Vera…Carrión-Vázquez {Angew Chem 55: 13970}

Protein engineering strategy to directly measure the rupture forces of a protein-protein pair (red) by force spectroscopy, using an atomic force microscope: An elastic “molecular staple” (blue), whose length acts as a fingerprint to identify the rupture event in a recording, is covalently built in parallel to the intermolecular interaction.

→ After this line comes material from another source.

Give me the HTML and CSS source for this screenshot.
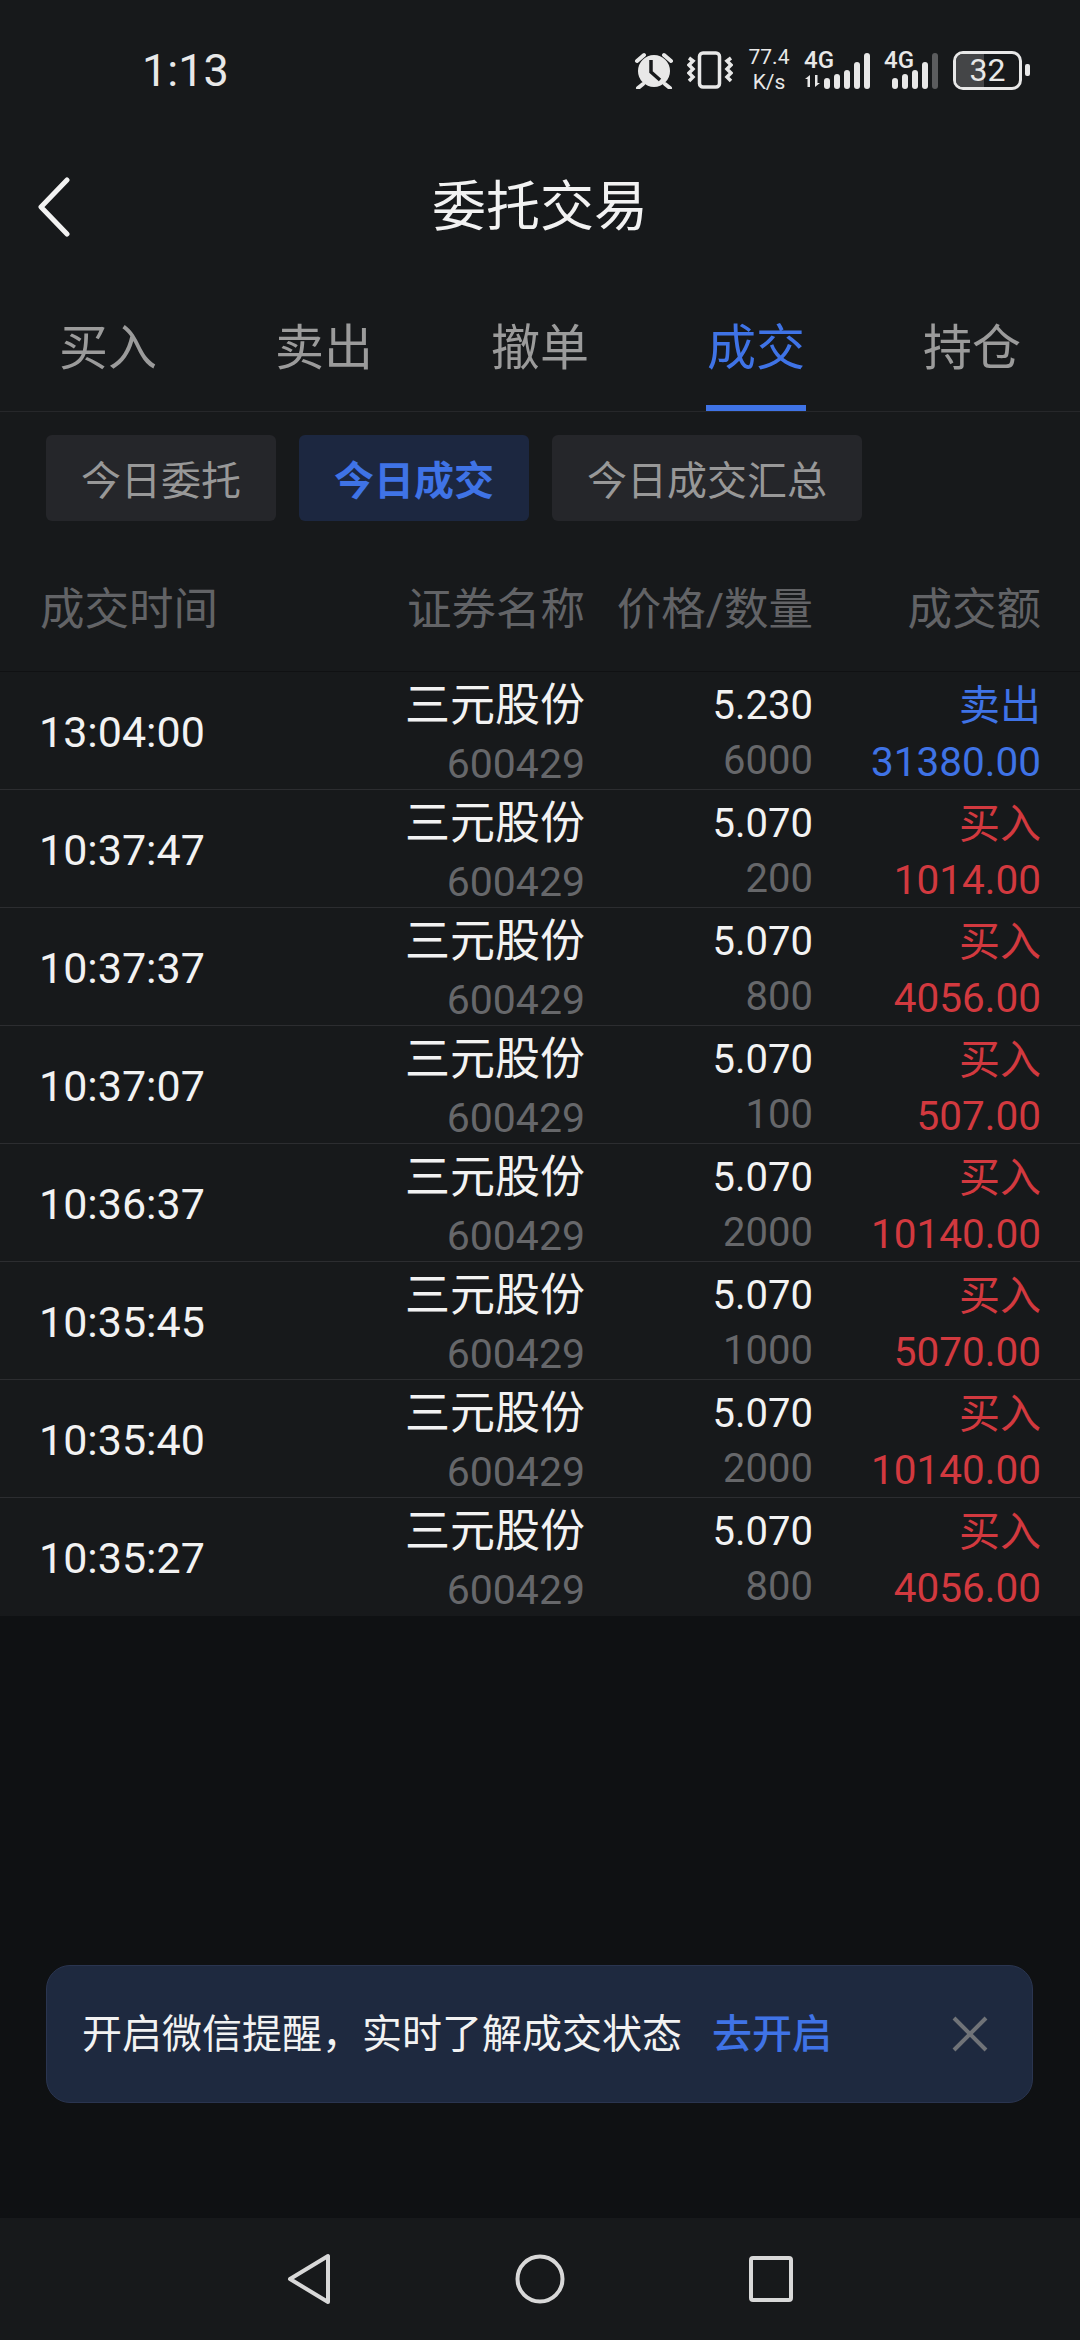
FILE: index.html
```html
<!DOCTYPE html>
<html lang="zh-CN">
  <head>
    <meta charset="UTF-8" />
    <meta name="viewport" content="width=device-width, initial-scale=1.0" />
    <title>委托交易</title>
    <link rel="stylesheet" href="styles.css">
  </head>
  <body>
    <header class="status-bar">
      <span class="clock">1:13</span>
      <div class="status-icons">
        <svg class="icon-alarm" width="40" height="38" viewBox="0 0 40 38" fill="none">
          <circle cx="20" cy="20" r="16" fill="#e8e8e8" />
          <path d="M17 9v12l9 8" stroke="#17191b" stroke-width="3.5" />
          <path d="M3 10l7-6M37 10l-7-6M9 33l-5 4M31 33l5 4" stroke="#e8e8e8" stroke-width="4" stroke-linecap="round" />
        </svg>
        <svg class="icon-vibrate" width="46" height="38" viewBox="0 0 46 38" fill="none" stroke="#e8e8e8">
          <rect x="12.500" y="2" width="20" height="34" rx="3.500" stroke-width="3.500" />
          <path d="M2 7l4 3-4 4 4 4-4 4 4 4-4 4M44 7l-4 3 4 4-4 4 4 4-4 4 4 4" stroke-width="3.500" />
        </svg>
        <div class="net-speed"><span>77.4</span><span>K/s</span></div>
        <div class="signal">
          <div class="signal-type"><span>4G</span></div>
          <svg class="data-arrows" width="18" height="12" viewBox="0 0 18 12" fill="#e8e8e8">
            <path d="M5 0v12H2.500V4H0zM10 0h2.500v8H15l-5 4z" />
          </svg>
          <svg class="bars" width="46" height="36" viewBox="0 0 46 36" fill="#e8e8e8">
            <rect x="0" y="25" width="6" height="11" rx="3" />
            <rect x="10" y="21" width="6" height="15" rx="3" />
            <rect x="20" y="17" width="6" height="19" rx="3" />
            <rect x="30" y="9" width="6" height="27" rx="3" />
            <rect x="40" y="0" width="6" height="36" rx="3" />
          </svg>
        </div>
        <div class="signal signal-low">
          <span class="signal-type">4G</span>
          <svg class="bars" width="46" height="36" viewBox="0 0 46 36" fill="#e8e8e8">
            <rect x="0" y="25" width="6" height="11" rx="3" />
            <rect x="10" y="21" width="6" height="15" rx="3" />
            <rect x="20" y="17" width="6" height="19" rx="3" />
            <rect x="30" y="9" width="6" height="27" rx="3" />
            <rect x="40" y="0" width="6" height="36" rx="3" fill="#5b5c5e" />
          </svg>
        </div>
        <div class="battery">
          <div class="battery-body"><span class="battery-level"></span><span class="battery-text">32</span></div>
          <span class="battery-nub"></span>
        </div>
      </div>
    </header>

    <nav class="title-bar">
      <svg class="back" width="34" height="60" viewBox="0 0 34 60" fill="none">
        <path d="M30 3L4 30l26 27" stroke="#f2f2f2" stroke-width="5" stroke-linecap="round" stroke-linejoin="round" />
      </svg>
      <h1>委托交易</h1>
    </nav>

    <div class="tabs">
      <span class="tab">买入</span>
      <span class="tab">卖出</span>
      <span class="tab">撤单</span>
      <span class="tab active">成交</span>
      <span class="tab">持仓</span>
    </div>

    <div class="chips">
      <span class="chip">今日委托</span>
      <span class="chip active">今日成交</span>
      <span class="chip">今日成交汇总</span>
    </div>

    <div class="table-head">
      <span>成交时间</span>
      <span>证券名称</span>
      <span>价格/数量</span>
      <span>成交额</span>
    </div>

    <section class="trades">
      <div class="trade">
        <div class="time">13:04:00</div>
        <div class="stock"><span>三元股份</span><small>600429</small></div>
        <div class="price"><span>5.230</span><small>6000</small></div>
        <div class="amount sell"><span>卖出</span><b>31380.00</b></div>
      </div>
      <div class="trade">
        <div class="time">10:37:47</div>
        <div class="stock"><span>三元股份</span><small>600429</small></div>
        <div class="price"><span>5.070</span><small>200</small></div>
        <div class="amount buy"><span>买入</span><b>1014.00</b></div>
      </div>
      <div class="trade">
        <div class="time">10:37:37</div>
        <div class="stock"><span>三元股份</span><small>600429</small></div>
        <div class="price"><span>5.070</span><small>800</small></div>
        <div class="amount buy"><span>买入</span><b>4056.00</b></div>
      </div>
      <div class="trade">
        <div class="time">10:37:07</div>
        <div class="stock"><span>三元股份</span><small>600429</small></div>
        <div class="price"><span>5.070</span><small>100</small></div>
        <div class="amount buy"><span>买入</span><b>507.00</b></div>
      </div>
      <div class="trade">
        <div class="time">10:36:37</div>
        <div class="stock"><span>三元股份</span><small>600429</small></div>
        <div class="price"><span>5.070</span><small>2000</small></div>
        <div class="amount buy"><span>买入</span><b>10140.00</b></div>
      </div>
      <div class="trade">
        <div class="time">10:35:45</div>
        <div class="stock"><span>三元股份</span><small>600429</small></div>
        <div class="price"><span>5.070</span><small>1000</small></div>
        <div class="amount buy"><span>买入</span><b>5070.00</b></div>
      </div>
      <div class="trade">
        <div class="time">10:35:40</div>
        <div class="stock"><span>三元股份</span><small>600429</small></div>
        <div class="price"><span>5.070</span><small>2000</small></div>
        <div class="amount buy"><span>买入</span><b>10140.00</b></div>
      </div>
      <div class="trade">
        <div class="time">10:35:27</div>
        <div class="stock"><span>三元股份</span><small>600429</small></div>
        <div class="price"><span>5.070</span><small>800</small></div>
        <div class="amount buy"><span>买入</span><b>4056.00</b></div>
      </div>
    </section>

    <div class="notice-area">
      <div class="notice">
        <span class="notice-text">开启微信提醒，实时了解成交状态</span>
        <a class="notice-link">去开启</a>
        <svg class="notice-close" width="36" height="36" viewBox="0 0 36 36" fill="none">
          <path d="M2 2l32 32M34 2L2 34" stroke="#707378" stroke-width="4" />
        </svg>
      </div>
    </div>

    <footer class="nav-bar">
      <svg width="44" height="52" viewBox="0 0 44 52" fill="none">
        <path d="M41 3v46L3 26z" stroke="#d8d8d8" stroke-width="4" stroke-linejoin="round" />
      </svg>
      <svg width="50" height="50" viewBox="0 0 50 50" fill="none">
        <circle cx="25" cy="25" r="22.500" stroke="#d8d8d8" stroke-width="4" />
      </svg>
      <svg width="44" height="46" viewBox="0 0 44 46" fill="none">
        <rect x="2" y="2" width="40" height="42" rx="2" stroke="#d8d8d8" stroke-width="4" />
      </svg>
    </footer>
  </body>
</html>
```

FILE: styles.css
```css
* {
  box-sizing: border-box;
}
body {
  margin: 0;
  width: 1080px;
  height: 2340px;
  display: flex;
  flex-direction: column;
  overflow: hidden;
  color: #f2f2f2;
  background-color: #0f1113;
  font-family: "Roboto", "Noto Sans CJK SC", sans-serif;
}

/* status bar */
.status-bar {
  height: 140px;
  display: flex;
  align-items: center;
  padding: 0 50px 0 142px;
  background-color: #17191b;
}
.clock {
  font-size: 45px;
  color: #e8e8e8;
}
.status-icons {
  margin-left: auto;
  display: flex;
  align-items: center;
  color: #e8e8e8;
}
.icon-vibrate {
  margin-left: 13px;
}
.net-speed {
  width: 46px;
  margin-left: 13px;
  display: flex;
  flex-direction: column;
  align-items: center;
  font-size: 21px;
  line-height: 25px;
  white-space: nowrap;
}
.signal {
  display: flex;
  align-items: flex-end;
  position: relative;
  margin-left: 12px;
  width: 66px;
  height: 38px;
  justify-content: flex-end;
}
.signal-low {
  margin-left: 14px;
  width: 54px;
}
.signal-type {
  position: absolute;
  left: 0;
  top: -2px;
  font-size: 24px;
  line-height: 22px;
  font-weight: 500;
  white-space: nowrap;
}
.data-arrows {
  position: absolute;
  left: 1px;
  bottom: 2px;
}
.battery {
  margin-left: 15px;
  display: flex;
  align-items: center;
  gap: 3px;
}
.battery-body {
  width: 69px;
  height: 39px;
  border: 3px solid #e8e8e8;
  border-radius: 10px;
  display: flex;
  align-items: center;
  justify-content: center;
  position: relative;
  overflow: hidden;
}
.battery-level {
  position: absolute;
  left: 0;
  top: 0;
  bottom: 0;
  width: 28px;
  background-color: #444547;
}
.battery-text {
  position: relative;
  font-size: 32px;
}
.battery-nub {
  width: 5px;
  height: 12px;
  border-radius: 2px;
  background-color: #e8e8e8;
}

/* title */
.title-bar {
  height: 134px;
  padding-top: 2px;
  position: relative;
  display: flex;
  align-items: center;
  justify-content: center;
  background-color: #17191b;
}
.title-bar h1 {
  margin: 0;
  font-size: 54px;
  font-weight: 400;
  line-height: 130px;
}
.back {
  position: absolute;
  left: 37px;
  top: 37px;
}

/* tabs */
.tabs {
  height: 138px;
  display: flex;
  border-bottom: 1px solid #26272a;
  background-color: #17191b;
}
.tab {
  flex: 1;
  text-align: center;
  padding-top: 43px;
  font-size: 49px;
  line-height: 64px;
  color: #9b9b9b;
  position: relative;
}
.tab.active {
  color: #3f73e6;
}
.tab.active::after {
  content: "";
  position: absolute;
  left: 58px;
  right: 58px;
  bottom: 0;
  height: 6px;
  background-color: #3f73e6;
}

/* chips */
.chips {
  display: flex;
  gap: 23px;
  padding: 23px 46px 0;
  background-color: #17191b;
}
.chip {
  height: 86px;
  padding: 0 35px;
  display: flex;
  align-items: center;
  font-size: 40px;
  color: #989898;
  border-radius: 6px;
  background-color: #25262a;
}
.chip.active {
  font-weight: 700;
  color: #3f73e6;
  background-color: #1c2740;
}

/* trades table */
.table-head,
.trade {
  display: grid;
  grid-template-columns: 240px 305px 228px 228px;
  padding: 0 39px 0 40px;
}
.table-head {
  height: 150px;
  padding-top: 57px;
  font-size: 44.500px;
  line-height: 64px;
  color: #626366;
  text-align: right;
  background-color: #17191b;
  white-space: nowrap;
}
.table-head span:first-child {
  text-align: left;
}
.trades {
  border-top: 1px solid #101113;
  background-color: #17191b;
}
.trade {
  height: 118px;
  align-items: start;
  padding-top: 2px;
  border-bottom: 1px solid #2c2d30;
  text-align: right;
}
.trade:last-child {
  border-bottom: none;
}
.time {
  margin-left: -1px;
  text-align: left;
  font-size: 43px;
  line-height: 60px;
  margin-top: 28px;
}
.stock,
.price,
.amount {
  display: flex;
  flex-direction: column;
}
.stock span {
  font-size: 45px;
  line-height: 64px;
}
.stock small {
  font-size: 41px;
  line-height: 52px;
  color: #66676a;
}
.price span {
  font-size: 40px;
  line-height: 64px;
}
.price small {
  font-size: 40px;
  line-height: 46px;
  color: #66676a;
}
.amount span {
  font-size: 41px;
  line-height: 64px;
}
.amount b {
  font-size: 40.500px;
  font-weight: 400;
  line-height: 48px;
}
.amount.sell {
  color: #3f73e6;
}
.amount.buy {
  color: #d2393f;
}

/* notice */
.notice-area {
  flex: 1;
  display: flex;
  align-items: flex-end;
  padding: 0 47px 115px 46px;
}
.notice {
  width: 100%;
  height: 138px;
  padding: 0 44px 6px 35px;
  display: flex;
  align-items: center;
  font-size: 40px;
  border: 1px solid #2a3550;
  border-radius: 24px;
  background-color: #1e293f;
}
.notice-text {
  white-space: nowrap;
}
.notice-link {
  margin-left: 30px;
  font-weight: 500;
  color: #3f73e6;
}
.notice-close {
  margin-left: auto;
  margin-top: 6px;
}

/* system nav */
.nav-bar {
  height: 122px;
  display: flex;
  align-items: center;
  justify-content: center;
  gap: 184px;
  background-color: #17191b;
}
```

Direct Identification of Protein-Protein Interactions by Single-Molecule Force Spectroscopy
Vera AM, Carrión-Vázquez M.
Angew Chem 2016 Nov.; 55: 13970.
BSingle-molecule force spectroscopy based on atomic force microscopy (AFM-SMFS) has allowed the measurement of the intermolecular forces involved in protein-protein interactions at the molecular level. While intramolecular interactions are routinely identified directly by the use of polyprotein fingerprinting, there is a lack of a general method to directly identify single-molecule intermolecular unbinding events. Here, we have developed an internally controlled strategy to measure protein-protein interactions by AFM-SMFS that allows the direct identification of dissociation force peaks while ensuring single-molecule conditions. Single-molecule identification is assured by polyprotein fingerprinting while the intermolecular interaction is reported by a characteristic increase in contour length released after bond rupture. The latter is due to the exposure to force of a third protein that covalently connects the interacting pair. We demonstrate this strategy with a cohesin-dockerin interaction.